Records from a dataset
^^^^^^^^
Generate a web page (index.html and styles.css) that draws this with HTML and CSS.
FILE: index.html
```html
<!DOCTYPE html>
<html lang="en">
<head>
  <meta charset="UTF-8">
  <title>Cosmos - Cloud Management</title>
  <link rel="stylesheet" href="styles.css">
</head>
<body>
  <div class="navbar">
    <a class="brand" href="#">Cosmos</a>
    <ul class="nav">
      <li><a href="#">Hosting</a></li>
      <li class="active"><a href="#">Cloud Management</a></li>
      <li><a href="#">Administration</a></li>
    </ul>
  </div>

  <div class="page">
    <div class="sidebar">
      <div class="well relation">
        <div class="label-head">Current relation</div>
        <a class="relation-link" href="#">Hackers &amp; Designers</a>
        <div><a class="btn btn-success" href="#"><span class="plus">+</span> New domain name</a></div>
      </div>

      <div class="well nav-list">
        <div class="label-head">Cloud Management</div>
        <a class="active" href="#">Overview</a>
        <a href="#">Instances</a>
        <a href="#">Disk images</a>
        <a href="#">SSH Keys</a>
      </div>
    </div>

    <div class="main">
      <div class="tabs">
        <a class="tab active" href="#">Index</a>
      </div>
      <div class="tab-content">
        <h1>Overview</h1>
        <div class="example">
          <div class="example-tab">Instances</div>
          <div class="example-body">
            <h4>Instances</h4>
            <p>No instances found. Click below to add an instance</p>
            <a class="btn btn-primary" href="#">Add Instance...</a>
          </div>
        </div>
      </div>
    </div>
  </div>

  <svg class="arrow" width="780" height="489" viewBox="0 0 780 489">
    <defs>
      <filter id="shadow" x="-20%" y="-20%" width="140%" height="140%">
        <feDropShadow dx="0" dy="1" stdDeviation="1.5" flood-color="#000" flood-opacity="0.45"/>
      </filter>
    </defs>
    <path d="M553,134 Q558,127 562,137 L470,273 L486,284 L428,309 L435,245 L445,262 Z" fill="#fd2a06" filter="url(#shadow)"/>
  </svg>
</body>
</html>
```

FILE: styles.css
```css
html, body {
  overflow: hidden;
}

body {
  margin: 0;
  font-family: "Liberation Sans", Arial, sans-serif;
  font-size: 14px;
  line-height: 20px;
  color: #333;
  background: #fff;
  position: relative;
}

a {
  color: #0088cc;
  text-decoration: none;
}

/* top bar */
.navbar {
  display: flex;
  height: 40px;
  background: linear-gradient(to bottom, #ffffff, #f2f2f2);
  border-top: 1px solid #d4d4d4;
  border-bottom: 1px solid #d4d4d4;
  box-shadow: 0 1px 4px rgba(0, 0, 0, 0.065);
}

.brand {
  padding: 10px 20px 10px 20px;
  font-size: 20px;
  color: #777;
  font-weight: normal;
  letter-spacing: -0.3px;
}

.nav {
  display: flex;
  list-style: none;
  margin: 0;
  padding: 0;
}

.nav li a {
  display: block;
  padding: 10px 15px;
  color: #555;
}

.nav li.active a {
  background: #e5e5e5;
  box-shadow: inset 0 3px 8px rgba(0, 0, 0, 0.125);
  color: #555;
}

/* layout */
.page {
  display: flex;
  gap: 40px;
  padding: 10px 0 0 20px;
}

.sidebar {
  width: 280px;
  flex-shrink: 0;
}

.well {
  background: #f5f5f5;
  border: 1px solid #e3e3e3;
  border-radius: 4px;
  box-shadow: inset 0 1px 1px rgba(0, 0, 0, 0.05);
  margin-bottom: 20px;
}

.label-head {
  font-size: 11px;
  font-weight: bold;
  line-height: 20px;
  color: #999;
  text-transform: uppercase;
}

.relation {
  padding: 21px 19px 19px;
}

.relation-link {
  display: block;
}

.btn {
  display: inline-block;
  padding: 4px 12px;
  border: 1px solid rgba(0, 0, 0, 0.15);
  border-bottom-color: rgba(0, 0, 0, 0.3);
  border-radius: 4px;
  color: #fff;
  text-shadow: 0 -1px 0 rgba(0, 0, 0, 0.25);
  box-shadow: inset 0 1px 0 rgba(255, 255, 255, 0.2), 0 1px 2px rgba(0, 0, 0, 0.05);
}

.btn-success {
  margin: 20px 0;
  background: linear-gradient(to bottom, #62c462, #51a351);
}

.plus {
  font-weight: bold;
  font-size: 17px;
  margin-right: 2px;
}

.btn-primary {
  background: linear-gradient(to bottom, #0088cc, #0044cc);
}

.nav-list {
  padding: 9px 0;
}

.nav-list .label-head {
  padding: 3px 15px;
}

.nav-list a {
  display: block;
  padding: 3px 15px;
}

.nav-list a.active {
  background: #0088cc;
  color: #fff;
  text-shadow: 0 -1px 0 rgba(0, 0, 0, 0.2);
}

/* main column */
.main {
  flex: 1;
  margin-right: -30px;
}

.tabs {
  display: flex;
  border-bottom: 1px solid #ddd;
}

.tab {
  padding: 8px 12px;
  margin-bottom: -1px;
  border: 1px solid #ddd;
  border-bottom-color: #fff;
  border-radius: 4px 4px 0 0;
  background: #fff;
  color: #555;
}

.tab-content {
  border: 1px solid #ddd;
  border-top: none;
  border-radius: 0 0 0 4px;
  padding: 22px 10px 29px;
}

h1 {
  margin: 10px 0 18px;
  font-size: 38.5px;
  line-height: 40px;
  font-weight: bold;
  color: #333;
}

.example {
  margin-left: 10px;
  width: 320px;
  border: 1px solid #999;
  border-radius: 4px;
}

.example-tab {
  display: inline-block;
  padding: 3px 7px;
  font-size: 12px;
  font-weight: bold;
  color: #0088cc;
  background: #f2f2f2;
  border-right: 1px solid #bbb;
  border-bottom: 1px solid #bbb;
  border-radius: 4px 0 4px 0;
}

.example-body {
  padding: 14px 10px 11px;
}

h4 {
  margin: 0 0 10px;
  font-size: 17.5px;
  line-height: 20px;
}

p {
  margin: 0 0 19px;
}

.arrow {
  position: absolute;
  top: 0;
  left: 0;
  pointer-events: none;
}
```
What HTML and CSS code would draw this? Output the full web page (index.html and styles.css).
^^^^^^^^
Repeat the listing above without any change.

FULL ANSWER
Generate a web page (index.html and styles.css) that draws this with HTML and CSS.
FILE: index.html
```html
<!DOCTYPE html>
<html lang="en">
<head>
  <meta charset="UTF-8">
  <title>Cosmos - Cloud Management</title>
  <link rel="stylesheet" href="styles.css">
</head>
<body>
  <div class="navbar">
    <a class="brand" href="#">Cosmos</a>
    <ul class="nav">
      <li><a href="#">Hosting</a></li>
      <li class="active"><a href="#">Cloud Management</a></li>
      <li><a href="#">Administration</a></li>
    </ul>
  </div>

  <div class="page">
    <div class="sidebar">
      <div class="well relation">
        <div class="label-head">Current relation</div>
        <a class="relation-link" href="#">Hackers &amp; Designers</a>
        <div><a class="btn btn-success" href="#"><span class="plus">+</span> New domain name</a></div>
      </div>

      <div class="well nav-list">
        <div class="label-head">Cloud Management</div>
        <a class="active" href="#">Overview</a>
        <a href="#">Instances</a>
        <a href="#">Disk images</a>
        <a href="#">SSH Keys</a>
      </div>
    </div>

    <div class="main">
      <div class="tabs">
        <a class="tab active" href="#">Index</a>
      </div>
      <div class="tab-content">
        <h1>Overview</h1>
        <div class="example">
          <div class="example-tab">Instances</div>
          <div class="example-body">
            <h4>Instances</h4>
            <p>No instances found. Click below to add an instance</p>
            <a class="btn btn-primary" href="#">Add Instance...</a>
          </div>
        </div>
      </div>
    </div>
  </div>

  <svg class="arrow" width="780" height="489" viewBox="0 0 780 489">
    <defs>
      <filter id="shadow" x="-20%" y="-20%" width="140%" height="140%">
        <feDropShadow dx="0" dy="1" stdDeviation="1.5" flood-color="#000" flood-opacity="0.45"/>
      </filter>
    </defs>
    <path d="M553,134 Q558,127 562,137 L470,273 L486,284 L428,309 L435,245 L445,262 Z" fill="#fd2a06" filter="url(#shadow)"/>
  </svg>
</body>
</html>
```

FILE: styles.css
```css
html, body {
  overflow: hidden;
}

body {
  margin: 0;
  font-family: "Liberation Sans", Arial, sans-serif;
  font-size: 14px;
  line-height: 20px;
  color: #333;
  background: #fff;
  position: relative;
}

a {
  color: #0088cc;
  text-decoration: none;
}

/* top bar */
.navbar {
  display: flex;
  height: 40px;
  background: linear-gradient(to bottom, #ffffff, #f2f2f2);
  border-top: 1px solid #d4d4d4;
  border-bottom: 1px solid #d4d4d4;
  box-shadow: 0 1px 4px rgba(0, 0, 0, 0.065);
}

.brand {
  padding: 10px 20px 10px 20px;
  font-size: 20px;
  color: #777;
  font-weight: normal;
  letter-spacing: -0.3px;
}

.nav {
  display: flex;
  list-style: none;
  margin: 0;
  padding: 0;
}

.nav li a {
  display: block;
  padding: 10px 15px;
  color: #555;
}

.nav li.active a {
  background: #e5e5e5;
  box-shadow: inset 0 3px 8px rgba(0, 0, 0, 0.125);
  color: #555;
}

/* layout */
.page {
  display: flex;
  gap: 40px;
  padding: 10px 0 0 20px;
}

.sidebar {
  width: 280px;
  flex-shrink: 0;
}

.well {
  background: #f5f5f5;
  border: 1px solid #e3e3e3;
  border-radius: 4px;
  box-shadow: inset 0 1px 1px rgba(0, 0, 0, 0.05);
  margin-bottom: 20px;
}

.label-head {
  font-size: 11px;
  font-weight: bold;
  line-height: 20px;
  color: #999;
  text-transform: uppercase;
}

.relation {
  padding: 21px 19px 19px;
}

.relation-link {
  display: block;
}

.btn {
  display: inline-block;
  padding: 4px 12px;
  border: 1px solid rgba(0, 0, 0, 0.15);
  border-bottom-color: rgba(0, 0, 0, 0.3);
  border-radius: 4px;
  color: #fff;
  text-shadow: 0 -1px 0 rgba(0, 0, 0, 0.25);
  box-shadow: inset 0 1px 0 rgba(255, 255, 255, 0.2), 0 1px 2px rgba(0, 0, 0, 0.05);
}

.btn-success {
  margin: 20px 0;
  background: linear-gradient(to bottom, #62c462, #51a351);
}

.plus {
  font-weight: bold;
  font-size: 17px;
  margin-right: 2px;
}

.btn-primary {
  background: linear-gradient(to bottom, #0088cc, #0044cc);
}

.nav-list {
  padding: 9px 0;
}

.nav-list .label-head {
  padding: 3px 15px;
}

.nav-list a {
  display: block;
  padding: 3px 15px;
}

.nav-list a.active {
  background: #0088cc;
  color: #fff;
  text-shadow: 0 -1px 0 rgba(0, 0, 0, 0.2);
}

/* main column */
.main {
  flex: 1;
  margin-right: -30px;
}

.tabs {
  display: flex;
  border-bottom: 1px solid #ddd;
}

.tab {
  padding: 8px 12px;
  margin-bottom: -1px;
  border: 1px solid #ddd;
  border-bottom-color: #fff;
  border-radius: 4px 4px 0 0;
  background: #fff;
  color: #555;
}

.tab-content {
  border: 1px solid #ddd;
  border-top: none;
  border-radius: 0 0 0 4px;
  padding: 22px 10px 29px;
}

h1 {
  margin: 10px 0 18px;
  font-size: 38.5px;
  line-height: 40px;
  font-weight: bold;
  color: #333;
}

.example {
  margin-left: 10px;
  width: 320px;
  border: 1px solid #999;
  border-radius: 4px;
}

.example-tab {
  display: inline-block;
  padding: 3px 7px;
  font-size: 12px;
  font-weight: bold;
  color: #0088cc;
  background: #f2f2f2;
  border-right: 1px solid #bbb;
  border-bottom: 1px solid #bbb;
  border-radius: 4px 0 4px 0;
}

.example-body {
  padding: 14px 10px 11px;
}

h4 {
  margin: 0 0 10px;
  font-size: 17.5px;
  line-height: 20px;
}

p {
  margin: 0 0 19px;
}

.arrow {
  position: absolute;
  top: 0;
  left: 0;
  pointer-events: none;
}
```
What HTML and CSS code would draw this? Output the full web page (index.html and styles.css).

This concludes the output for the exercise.